Desire , au contraire , est un
disque électrique , festif , et foisonnant. C’est la célébration d’un homme qui
a trouvé une nouvelle voie, et la folie de ses débuts. Quand il a fallut
promouvoir le disque , Dylan refusa clairement de retrouver la grandiloquence
vulgaire des tournées des stades.
Il recontacta Joan Baez , qu’il
n’avait plus vue depuis son retour d’Angleterre , ainsi que Roger Mcguinn , et
une poignée d’amis recrutés sur la route. Voilà donc nos clochards célestes embarqués
dans un van, tels de jeunes idéalistes à la recherche de la gloire.
La rollin thunder revue était
une catastrophe financière, en grande partie financée par Dylan lui-même. Mais
c’est justement ce que son initiateur cherchait, il voulait retrouver l’énergie
de celui qui lutte pour imposer son art.
Les premiers concerts furent grandioses,
une expression de liberté comme le rock en connaîtra de moins en moins. Placé
en ouverture, « When I paint my masterpiece » était une bluette nostalgique
introduisant parfaitement la cérémonie.
Nostalgique , cette tournée l’était
en partie. Le point d’orgue du concert était d’ailleurs le duo Dylan Baez , le
roi et la reine de la folk ressuscitant le temps d’une tournée. Baez n’a d’ailleurs
jamais si bien chanté que sur ce « dark as donjons » poignant, il
faut dire que le groupe développait une folk spirituelle des plus raffinées.

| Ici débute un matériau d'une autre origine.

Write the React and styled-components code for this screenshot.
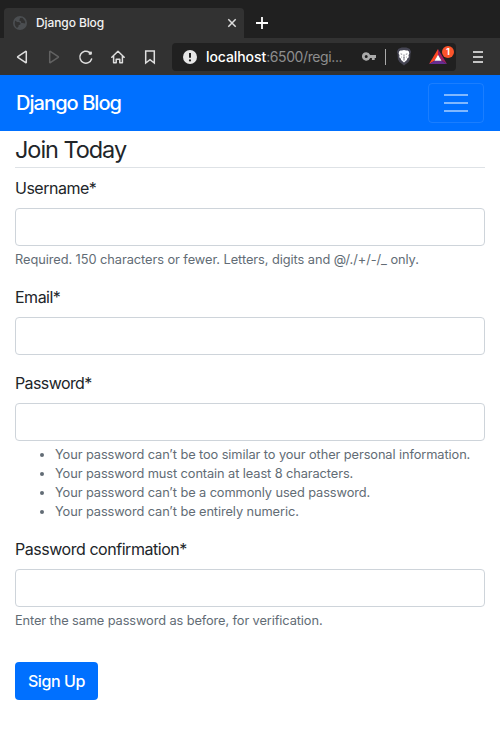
import React from "react";
import styled, { createGlobalStyle } from "styled-components";

const GlobalStyle = createGlobalStyle`
  *, *::before, *::after { box-sizing: border-box; }
  body {
    margin: 0;
    background: #fff;
    color: #212529;
    font-family: Inter, "Liberation Sans", sans-serif;
    font-size: 16px;
    line-height: 24px;
  }
`;

const Page = styled.div`
  min-height: 753px;
  background: #fff;
`;

const TabStrip = styled.div`
  display: flex;
  align-items: flex-end;
  height: 38px;
  padding-left: 4px;
  background: #202020;
`;

const Tab = styled.div`
  display: flex;
  align-items: center;
  width: 240px;
  height: 30px;
  padding: 0 7px 0 9px;
  border-radius: 4px 4px 0 0;
  background: #323232;
`;

const TabTitle = styled.span`
  flex: 1;
  margin-left: 9px;
  color: #f2f2f2;
  font-size: 12px;
  font-weight: 500;
  line-height: 16px;
  letter-spacing: -0.1px;
`;

const NewTab = styled.div`
  display: flex;
  align-items: center;
  height: 30px;
  padding-left: 12px;
`;

const Toolbar = styled.div`
  display: flex;
  align-items: center;
  height: 37px;
  padding: 0 14px 0 14px;
  background: #323232;
`;

const ToolIcons = styled.div`
  display: flex;
  gap: 16px;
`;

const Address = styled.div`
  display: flex;
  align-items: center;
  width: 284px;
  height: 28px;
  margin-left: 14px;
  padding-left: 11px;
  border-radius: 4px;
  background: #202020;
`;

const Url = styled.span`
  flex: none;
  width: 156px;
  margin-left: 9px;
  color: #8e8e8e;
  font-size: 14px;
  line-height: 20px;
  letter-spacing: -0.4px;
  white-space: nowrap;
`;

const Host = styled.span`
  color: #fff;
  font-weight: 500;
  letter-spacing: -0.08px;
`;

const Divider = styled.span`
  width: 1px;
  height: 16px;
  margin: 0 10px 0 9px;
  background: #aaa;
`;

const Rewards = styled.span`
  position: relative;
  display: flex;
  margin-left: 17px;
`;

const Count = styled.span`
  position: absolute;
  top: -3px;
  left: 13px;
  width: 12px;
  height: 12px;
  border-radius: 50%;
  background: #fb542b;
  color: #fff;
  font-size: 9px;
  font-weight: 700;
  line-height: 12px;
  text-align: center;
`;

const MenuButton = styled.span`
  display: flex;
  margin-left: 15px;
`;

const Navbar = styled.nav`
  display: flex;
  align-items: center;
  justify-content: space-between;
  height: 56px;
  padding: 0 16px;
  background: #0070ff;
`;

const Brand = styled.span`
  color: #fff;
  font-size: 20px;
  font-weight: 500;
  line-height: 30px;
  letter-spacing: -0.93px;
`;

const Toggler = styled.button`
  display: flex;
  align-items: center;
  justify-content: center;
  width: 56px;
  height: 40px;
  padding: 0;
  border: 1px solid rgba(255, 255, 255, 0.1);
  border-radius: 4px;
  background: transparent;
`;

const Form = styled.form`
  padding: 0 15px;
`;

const Legend = styled.h1`
  height: 37px;
  margin: 0 0 8px;
  border-bottom: 1px solid #dee2e6;
  font-size: 23.5px;
  font-weight: 400;
  line-height: 38px;
  letter-spacing: -1.05px;
`;

const Group = styled.div`
  margin-bottom: 16px;
`;

const Label = styled.label`
  display: block;
  margin-bottom: 8px;
  line-height: 24px;
  letter-spacing: ${(p) => p.$spacing || "-0.5px"};
`;

const Input = styled.input`
  display: block;
  width: 100%;
  height: 38px;
  padding: 6px 12px;
  border: 1px solid #ced4da;
  border-radius: 4px;
  background: #fff;
  font: inherit;
`;

const Help = styled.div`
  margin-top: 4px;
  color: #626c75;
  font-size: 12.8px;
  line-height: 19px;
  letter-spacing: ${(p) => p.$spacing || "-0.1px"};
  white-space: nowrap;
`;

const Rules = styled.ul`
  margin: 0;
  padding-left: 40px;
`;

const Submit = styled.button`
  display: block;
  width: 83px;
  height: 38px;
  margin-top: 32px;
  padding: 0;
  border: 0;
  border-radius: 4px;
  background: #0070ff;
  color: #fff;
  font-family: inherit;
  font-size: 16px;
  font-weight: 450;
  line-height: 24px;
  letter-spacing: -0.4px;
`;

const Globe = () => (
  <svg width="14" height="14" viewBox="0 0 14 14">
    <circle cx="7" cy="7" r="7" fill="#4b4e51" />
    <path d="M2.2 4.6 4.1 6l2-.1 1.5 1.7-.5 1.2-1.4.3-.2 1.4-1.4 1.5C2.3 10.9 1.1 8.3 2.2 4.6ZM7 2l2.3-.2 2.9 3.4-.1 2.4-2.5-.7-1.3.2-.3-1.8-1.7-.6Z" fill="#323232" />
  </svg>
);

const Stroke = ({ children, color = "#dedede", width = 1.5 }) => (
  <svg width="16" height="16" viewBox="0 0 16 16" fill="none" stroke={color} strokeWidth={width} strokeLinejoin="round" strokeLinecap="round">
    {children}
  </svg>
);

const Warning = () => (
  <svg width="14" height="14" viewBox="0 0 14 14">
    <circle cx="7" cy="7" r="7" fill="#e6e6e6" />
    <path d="M7 3v4.8" stroke="#202020" strokeWidth="2" />
    <circle cx="7" cy="10.4" r="1.1" fill="#202020" />
  </svg>
);

const Key = () => (
  <svg width="14" height="9" viewBox="0 0 14 9">
    <path fill="#aaa" fillRule="evenodd" d="M4.2.2a4.1 4.1 0 0 1 3.9 2.7H14v3h-1.3v2.2H9.9V5.9H8.1A4.2 4.2 0 1 1 4.2.2Zm0 2.7a1.5 1.5 0 1 0 0 3 1.5 1.5 0 0 0 0-3Z" />
  </svg>
);

const Lion = () => (
  <svg width="16" height="19" viewBox="0 0 16 19">
    <path d="m4.3 1 1.5-.6h4.4l1.5.6 2.1 1 1.4 3-.7 1.5-.4 5.8L12.5 15 8 18.4 3.5 15l-1.6-2.7-.4-5.8L.8 5l1.4-3Z" fill="#464654" />
    <path d="m3.1 4.4 1.3-1 1.5.2L8 3l2.1.6 1.5-.2 1.3 1 .4 2.2-.8 1.7.3 1.9-1.5 1.3-.4 1.6L8 15.4l-2.9-2.3-.4-1.6-1.5-1.3.3-1.9-.8-1.7Z" fill="#fff" />
    <path d="m4.5 6.5 2 .4-.7.6-1-.2Zm7 0-2 .4.7.6 1-.2ZM7.6 7.5h.8l-.2 2.8.8.7-1 .7-1-.7.8-.7ZM5.1 9.4l.9.7-.4.7Zm5.8 0-.9.7.4.7ZM6.8 12.8l1.2-.4 1.2.4-1.2.8Z" fill="#464654" />
  </svg>
);

const Triangle = () => (
  <svg width="18" height="16" viewBox="0 0 18 16">
    <path d="M9 0 0 15l5.8-3.4L9 6Z" fill="#ff4724" />
    <path d="m9 0 9 15-5.8-3.4L9 6Z" fill="#9e1f63" />
    <path d="M0 15h18l-5.8-3.4H5.8Z" fill="#662d91" />
    <path d="m9 5.8 3.5 6h-7Z" fill="#fff" />
  </svg>
);

const Field = ({ label, spacing, helpSpacing, type = "text", children }) => (
  <Group>
    <Label $spacing={spacing}>{label}</Label>
    <Input type={type} aria-label={label} />
    {children && <Help $spacing={helpSpacing}>{children}</Help>}
  </Group>
);

const passwordRules = [
  "Your password can’t be too similar to your other personal information.",
  "Your password must contain at least 8 characters.",
  "Your password can’t be a commonly used password.",
  "Your password can’t be entirely numeric.",
];

export default function App() {
  return (
    <Page>
      <GlobalStyle />
      <TabStrip>
        <Tab>
          <Globe />
          <TabTitle>Django Blog</TabTitle>
          <svg width="10" height="10" viewBox="0 0 10 10" stroke="#dedede" strokeWidth="1.5">
            <path d="m1.3 1.3 7.4 7.4m0-7.4L1.3 8.7" />
          </svg>
        </Tab>
        <NewTab>
          <svg width="12" height="12" viewBox="0 0 12 12" stroke="#fff" strokeWidth="1.8">
            <path d="M6 0v12M0 6h12" />
          </svg>
        </NewTab>
      </TabStrip>
      <Toolbar>
        <ToolIcons>
          <Stroke><path d="M12.3 2.6v10.8a.4.4 0 0 1-.6.2L3.8 8.4a.5.5 0 0 1 0-.8l7.9-5.2a.4.4 0 0 1 .6.2Z" /></Stroke>
          <Stroke color="#626262"><path d="M3.7 2.6v10.8a.4.4 0 0 0 .6.2l7.9-5.2a.5.5 0 0 0 0-.8L4.3 2.4a.4.4 0 0 0-.6.2Z" /></Stroke>
          <Stroke>
            <path d="M11.4 3.3A6 6 0 1 0 13.6 10" />
            <circle cx="12.2" cy="4.1" r="1.6" fill="#dedede" stroke="none" />
            <path d="M13.7 2.2v3.3h-3.3Z" fill="#dedede" stroke="none" />
          </Stroke>
          <Stroke><path d="m1.8 8.3 6.2-6 6.2 6M3.6 7.2v6.5h2.6v-3.4h3.6v3.4h2.6V7.2" /></Stroke>
          <Stroke><path d="M3.7 2h8.6v12L8 10.7 3.7 14Z" strokeLinejoin="miter" /></Stroke>
        </ToolIcons>
        <Address>
          <Warning />
          <Url><Host>localhost</Host>:6500/regi...</Url>
          <Key />
          <Divider />
          <Lion />
          <Rewards><Triangle /><Count>1</Count></Rewards>
        </Address>
        <MenuButton>
          <svg width="14" height="12" viewBox="0 0 14 12" stroke="#c4c4c4" strokeWidth="1.8">
            <path d="M2 1h10M2 6h10M2 11h10" />
          </svg>
        </MenuButton>
      </Toolbar>
      <Navbar>
        <Brand>Django Blog</Brand>
        <Toggler type="button" aria-label="Toggle navigation">
          <svg width="24" height="18" viewBox="0 0 24 18" stroke="#fff" strokeOpacity=".5" strokeWidth="2">
            <path d="M0 1h24M0 9h24M0 17h24" />
          </svg>
        </Toggler>
      </Navbar>
      <Form>
        <Legend>Join Today</Legend>
        <Field label="Username*" helpSpacing="-0.06px">Required. 150 characters or fewer. Letters, digits and @/./+/-/_ only.</Field>
        <Field label="Email*" />
        <Field label="Password*" type="password" spacing="-0.6px" helpSpacing="-0.09px">
          <Rules>{passwordRules.map((rule) => <li key={rule}>{rule}</li>)}</Rules>
        </Field>
        <Field label="Password confirmation*" type="password" spacing="-0.46px">
          Enter the same password as before, for verification.
        </Field>
        <Submit type="button">Sign Up</Submit>
      </Form>
    </Page>
  );
}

Quelques minutes plus tard, la
performance se concluait sur « this land is your land » , où Dylan
rend hommage à Guthrie , en compagnie de Jonie Mitchell et Roger Mcguinn. Cette
chorale finale représentait bien l’esprit bon enfant d’une tournée aussi
spontanée que mythique.
Certains purent surtout se délecter
des meilleurs versions de classiques du répertoire Dylanien, comme « sad
eyes lady of the lowland », « tumbled up in blues » , et autres brûlots
lyriques réadaptés par un groupe bluegrass folk.
Mais les lois du marché sont impénétrables,
et le déficit força Dylan à côtoyer de nouveau les stades qu’il maudissait. De
ce retour forcé naîtra « hard rain » , un live terne et déprimant comme
un lendemain de fête. Il faudra deux ans pour que Dylan fasse le deuil de cette
période magnifique, deux années de silence totale.